Clearly we are – now the question implied in your question is, are you writing business above 100% combined ratio, building in that way and to-date we have not done. We have seen instances of that happening. We’ll see if that’s one off kind of deals of it is that really become a trend. That’s a tough game to play.

Casually business is volatile. Although the experience over the last several years has been has been stable. Those of us who been in the business for a while have seen what can happen in the casualty market. So we’ll monitor that. I think more likely is to happen -- what happen if there is a class of business and let’s just say, directors and offices liability for example where and maybe historically you think you need to write at that somewhere between 85% and 90% combined ratio because of the potential volatility in the results.

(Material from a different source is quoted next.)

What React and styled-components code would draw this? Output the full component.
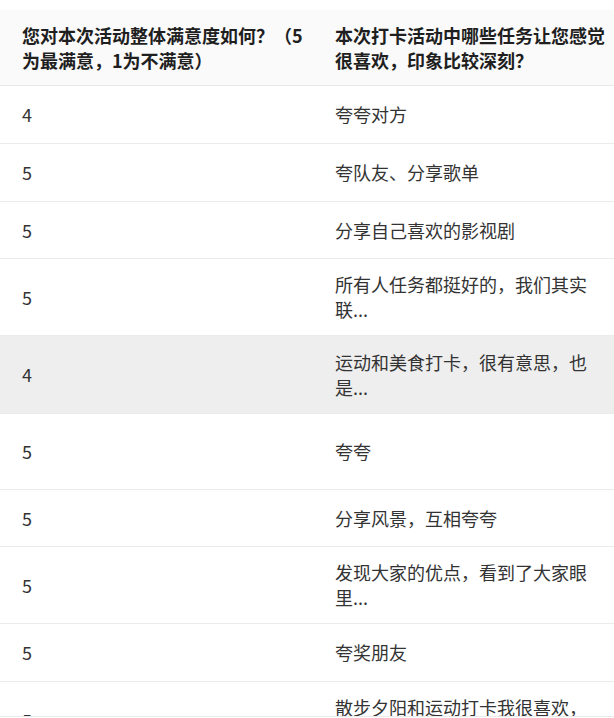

Now with the increased investment returns maybe you can write that business now at 95% and 97%, so we’ll see, we’ll see how this all plays out.

Jay Cohen - Bank of America-Merrill Lynch

Great. Thanks John.

Operator

Mr. Berger it appears we have no further questions at this time. I would like to turn the call back over to you for any closing comments.

John Berger

Well, we thank everybody for calling in. As we’ve said in the call, we’re very happy with the amount of business we’ve seen so far, where we like the pipeline of deals in the works for the third quarter. Third Point LLC continues to do a good job for us and we think are the combination of underwriting skills and relationships with our senior staff people have in the marketplace and our investment strategy bodes well for us for the future. Thank you very much.

Operator

Ladies and gentlemen, this does conclude today's teleconference. You may disconnect your lines at this time. Thank you for your participation and have a wonderful day.